Adalet ortadan kalktığında, hiç kimse kendi güvende hissedemez. Buradan mahkeme heyetine bir kez daha sesleniyoruz: Hakimlerin görevi maddi hakikati, gerçekliği ortaya çıkarmaktır. Ceza yargılamasının hukukunun evrensel temel kuralı budur. Maddi hakikat ortaya çıkmadan adalet gerçekleşmez. Adalet gerçekleşmezse toplumsal barış ve huzur sağlanamaz. Bizlerin her biri gibi hakimler de bütün yargı mensupları da bu güvensizlik ortamının tehditleri altında yaşarlar.”
Dosyanın tek sanıkla kapatılmasına izin vermeyeceklerini söyleyen Sancar, sözlerini şöyle noktaladı:
“Tek kişi cezalandırıldığında arkasındaki bütün bağlantılar, devlet içindeki ilişkiler örtülmüş olacaktır. Örtülünce yeni cinayetler için de zemin daha da olgunlaştırılacak. Buna izin vermeyeceğiz, mahkemeden hangi karar çıkarsa çıksın, beklentimiz hakimlerin vicdanlarına uygun davranarak, vicdanlarına göre karar vererek, bu bağlantıları, devlet içi ilişkileri, bunun dışındaki çete bağlantılarını ortaya çıkarmaya yönelik bir karar vermesidir. Bunu yapmazlarsa, bunun takibi bizlere düşecektir. Bundan önce olduğu gibi, bundan sonra da hakikati ortaya çıkarmak, adaleti, hakikat üzerine kurmak için mücadelemize kesintisiz devam edeceğiz.”
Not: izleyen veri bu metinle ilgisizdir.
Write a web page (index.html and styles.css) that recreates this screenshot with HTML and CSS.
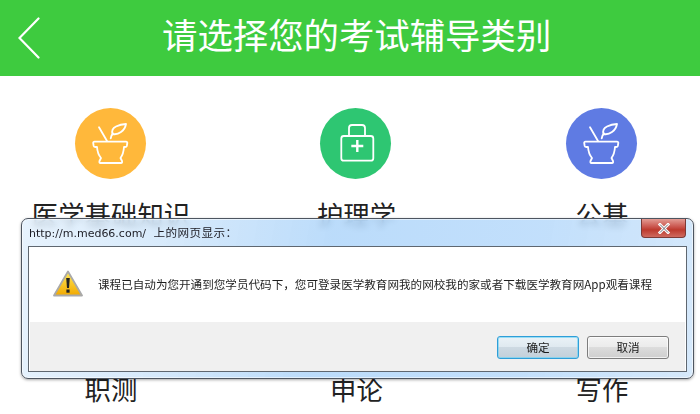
FILE: index.html
```html
<!DOCTYPE html>
<html lang="zh-CN">
<head>
<meta charset="utf-8">
<title>请选择您的考试辅导类别</title>
<link rel="stylesheet" href="styles.css">
</head>
<body>
<div class="page">
  <header class="topbar">
    <svg class="back" width="22" height="42" viewBox="0 0 22 42"><path d="M20.5 1.5 L1.5 21 L20.5 40.5" fill="none" stroke="#fff" stroke-width="2.2" stroke-linecap="round" stroke-linejoin="miter"/></svg>
    <h1 class="title">请选择您的考试辅导类别</h1>
  </header>
  <main class="grid">
    <div class="item"><span class="badge orange"><svg viewBox="0 0 71 71" width="71" height="71"><use href="#mortar"/></svg></span><span class="label">医学基础知识</span></div>
    <div class="item"><span class="badge green"><svg viewBox="0 0 71 71" width="71" height="71"><use href="#kit"/></svg></span><span class="label">护理学</span></div>
    <div class="item"><span class="badge blue"><svg viewBox="0 0 71 71" width="71" height="71"><use href="#mortar"/></svg></span><span class="label">公基</span></div>
    <div class="item"><span class="badge orange"></span><span class="label">职测</span></div>
    <div class="item"><span class="badge green"></span><span class="label">申论</span></div>
    <div class="item"><span class="badge blue"></span><span class="label">写作</span></div>
  </main>
  <svg class="defs" width="0" height="0">
    <defs>
      <g id="mortar" fill="none" stroke="#fff" stroke-width="1.8" stroke-linecap="round" stroke-linejoin="round">
        <path d="M19.5 33.7 H51 Q52.5 33.7 52.3 35 L51.8 38 Q51.5 39 50 39 H49 Q48.5 46 45.5 50 L47 53 Q47.5 55 46 55 H25.5 Q24 55 24.5 53 L26 50 Q22.5 46 22 39 H20.5 Q19 39 18.7 38 L18.2 35 Q18 33.7 19.5 33.7 Z"/>
        <path d="M24 19.3 L32 33"/>
        <path d="M35.7 30.3 Q36 27.5 38 25.5"/>
        <path d="M37.5 26 Q36 21 41 18.5 Q45.5 16.3 51 16 Q50 21.5 46 24 Q42 27 37.5 26 Z"/>
      </g>
      <g id="kit" fill="none" stroke="#fff" stroke-width="1.8" stroke-linecap="round" stroke-linejoin="round">
        <rect x="21.3" y="28" width="32" height="24.7" rx="2.5"/>
        <path d="M29 27.5 V20 Q29 17 32 17 H42 Q45 17 45 20 V27.5"/>
        <path d="M37.3 32 V44 M31.3 38 H43.3" stroke-width="2.4" stroke-linecap="butt"/>
      </g>
    </defs>
  </svg>

  <div class="window" role="dialog">
    <div class="caption">
      <span class="caption-text">http://m.med66.com/ <span class="caption-cjk">上的网页显示：</span></span>
      <span class="close"><svg width="14" height="11" viewBox="0 0 14 11"><path d="M3 1.5 L11 9.5 M11 1.5 L3 9.5" stroke="#fff" stroke-width="3" stroke-linecap="square"/><path d="M3 1.5 L11 9.5 M11 1.5 L3 9.5" stroke="#6e6e78" stroke-width="1"/></svg></span>
    </div>
    <div class="panel">
      <div class="message">
        <svg class="warn" width="30" height="27" viewBox="0 0 30 27">
          <defs><linearGradient id="amber" x1="0" y1="0" x2="0" y2="1"><stop offset="0" stop-color="#ffe95a"/><stop offset="1" stop-color="#f2a900"/></linearGradient></defs>
          <path d="M15 1.5 L29 25.5 H1 Z" fill="url(#amber)" stroke="#a9a9a9" stroke-width="1.8" stroke-linejoin="round"/>
          <path d="M13.2 8 H16.8 L16 18 H14 Z" fill="#222"/>
          <rect x="13.4" y="19.5" width="3.2" height="3.2" fill="#222"/>
        </svg>
        <p class="text">课程已自动为您开通到您学员代码下，您可登录医学教育网我的网校我的家或者下载医学教育网App观看课程</p>
      </div>
      <div class="actions">
        <button class="btn primary">确定</button>
        <button class="btn">取消</button>
      </div>
    </div>
  </div>
</div>
</body>
</html>
```

FILE: styles.css
```css
* { box-sizing: border-box; }
html, body { margin: 0; padding: 0; background: #fff; }
body { font-family: "Noto Sans CJK SC", "Liberation Sans", sans-serif; }

.page { position: relative; width: 700px; height: 414px; overflow: hidden; }

.topbar {
  height: 76px;
  background: #3ecb3f;
  display: flex;
  align-items: center;
  padding-left: 18px;
}
.back { flex: none; margin-top: -1px; }
.title {
  margin: -8px 0 0 122px;
  font-size: 35.4px;
  font-weight: 400;
  line-height: 1;
  color: #fff;
  white-space: nowrap;
}

.grid {
  display: grid;
  grid-template-columns: repeat(3, 158px);
  column-gap: 87.5px;
  row-gap: 0;
  padding: 32px 0 0 31px;
}
.item {
  display: flex;
  flex-direction: column;
  align-items: center;
  height: 175px;
}
.badge { width: 71px; height: 71px; border-radius: 50%; display: block; flex: none; }
.badge svg { display: block; }
.orange { background: #ffb83b; }
.green { background: #2ec672; }
.blue { background: #5f7be3; }
.label {
  margin: 17px 0 0 2px;
  font-size: 26.4px;
  line-height: 36px;
  color: #222;
  white-space: nowrap;
}
.defs { position: absolute; }

.window {
  position: absolute;
  left: 21px;
  top: 218px;
  width: 673px;
  height: 161px;
  border: 1px solid #4d5560;
  border-radius: 7px;
  padding: 0 6px 6px 6px;
  display: flex;
  flex-direction: column;
  background: linear-gradient(100deg, rgba(226,240,253,.82) 0%, rgba(208,230,250,.82) 20%, rgba(176,214,250,.86) 45%, rgba(184,218,251,.86) 75%, rgba(205,228,250,.82) 100%);
  backdrop-filter: blur(3px);
  box-shadow: 0 1px 3px rgba(0,0,0,.35), inset 0 0 0 1px rgba(255,255,255,.55);
}
.caption {
  height: 27px;
  flex: none;
  display: flex;
  align-items: flex-start;
  justify-content: space-between;
}
.caption-text {
  margin-top: 6px;
  font-family: "DejaVu Sans", "Noto Sans CJK SC", sans-serif;
  font-size: 11px;
  line-height: 14px;
  color: #1c1c24;
  white-space: nowrap;
  margin-left: 1px;
}
.caption-cjk {
  font-family: "Noto Sans CJK SC", sans-serif;
  font-size: 11.6px;
  letter-spacing: .4px;
  margin-left: 4px;
}
.close {
  width: 45px;
  height: 19px;
  margin-right: 1px;
  display: flex;
  align-items: center;
  justify-content: center;
  border: 1px solid #7d3a36;
  border-top: none;
  border-radius: 0 0 4px 4px;
  background: linear-gradient(#e39c94 0%, #c9524a 45%, #bd3a2e 60%, #cf6a5f 100%);
}
.panel {
  flex: 1;
  border: 1px solid #5f6770;
  background: #fff;
  display: flex;
  flex-direction: column;
  min-height: 0;
}
.message {
  height: 75px;
  flex: none;
  display: flex;
  align-items: center;
  padding: 0 0 0 24px;
}
.warn { flex: none; margin-top: -3px; }
.text {
  margin: -1px 0 0 15px;
  font-size: 11.58px;
  line-height: 14px;
  color: #1f1f1f;
  white-space: nowrap;
}
.actions {
  flex: 1;
  background: #f0f0f0;
  display: flex;
  justify-content: flex-end;
  gap: 8px;
  padding: 14px 16px 0 0;
  margin: 0 1px 0 1px;
}
.btn {
  width: 82px;
  height: 23px;
  padding: 0;
  font-family: "Noto Sans CJK SC", sans-serif;
  font-size: 11.6px;
  line-height: 1;
  color: #1a1a1a;
  border: 1px solid #7d7d7d;
  border-radius: 3px;
  background: linear-gradient(#f3f3f3 0%, #ebebeb 48%, #dcdcdc 50%, #cfcfcf 100%);
  box-shadow: inset 0 0 0 1px rgba(255,255,255,.7);
}
.btn.primary {
  border-color: #2f9ed8;
  background: linear-gradient(#eaf2f7 0%, #dfe9f0 48%, #cdd9e2 50%, #c3d0da 100%);
  box-shadow: inset 0 0 0 1px rgba(110,210,245,.65);
}
```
“Sokakta olmaya devam edeceğiz”
Mithat Sancar’ın ardından Kadınlar Birlikte Güçlü İzmir üyeleri adına açıklama yapan Didar Gül, “Katledilen her bir kadının direnişini sahiplenerek mücadele etmeye devam ediyoruz. Aliağa Şakran Cezaevi İnfaz Kurumu’nun önündeyiz. Bizim buraya mahkeme dememizi bekliyorlar, ama biliyoruz ki buradan çıkacak adalet erkek adalettir. Biz kadınlar sokakta adalet arayacağız, sokakta olmaya devam edeceğiz” dedi.
Onur Gencer hakkında mütalaa
Bir önceki duruşmada mütalaasını açıklayan savcı, Onur Gencer’in ‘Tasarlayarak kasten öldürme’ suçundan ağırlaştırılmış müebbet ve ‘İş yeri dokunulmazlığını ihlal etme’, ‘Siyasi partiler veya meslek kuruluşlarının kullanımında olan bina, tesis veya eşyaya zarar verme’ suçlarından 7 yıla kadar hapisle cezalandırılmasını talep etmişti.